His first professional fight, an exhibition in Dubai in January 2021 against Steven Ward, ended in a draw. As did his next, against Simon Vallily of England. Last September, though, Björnsson took on Devon “No Limits” Larratt, one of the great arm wrestlers of all time (after another opponent withdrew), and Thor won his first real fight by TKO. In March he had his biggest fight, against Eddie Hall, a rival from the world of World’s Strongest Men. And here he had extra fuel. Says Thor, “I’m telling you: I. Do. Not. Like. Him.”

Two well-known athletes, now in a new arena, filled the actual arena, the Dubai Duty Free Tennis Stadium. But when the bell rang, they looked like two men competing in different sports. One was merely strong. The other was strong and precise. Hall, at 313 pounds, still looked like a strongman. Björnsson had transformed his physique—and in the end he won a unanimous decision. (His next opponent, as of this writing, is likely to be Martyn Ford, a former bodybuilder who’s known as the World’s Scariest Man.)

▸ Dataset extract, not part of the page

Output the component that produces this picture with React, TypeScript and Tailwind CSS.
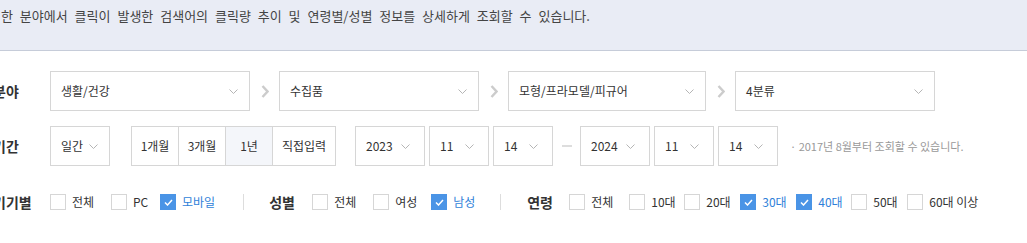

Björnsson is realistic about boxing. He’s not exactly calling out Tyson Fury, quick as he is to admit that, as a late starter, he remains a work in progress. Which is fine. “Same as in [weightlifting],” he says, “you just try to be disciplined and committed and get a little better each day.”

After the Hall fight, Björnsson returned home, relieving his wife of childcare. Their son, Stormur Magni Hafþórsson, is 20 months old. If nature and/or nurture do their thing, Iceland will have another mountain, another pillar of strength. Or maybe not.

“You know what I’d love for him to do?” Thor asks. “Gymnastics. Our traditional sports in Iceland, they are about toughening you up. But gymnastics? That’s the sport to start out in. Strength is one thing, but we’re talking agility. That’s the foundation.”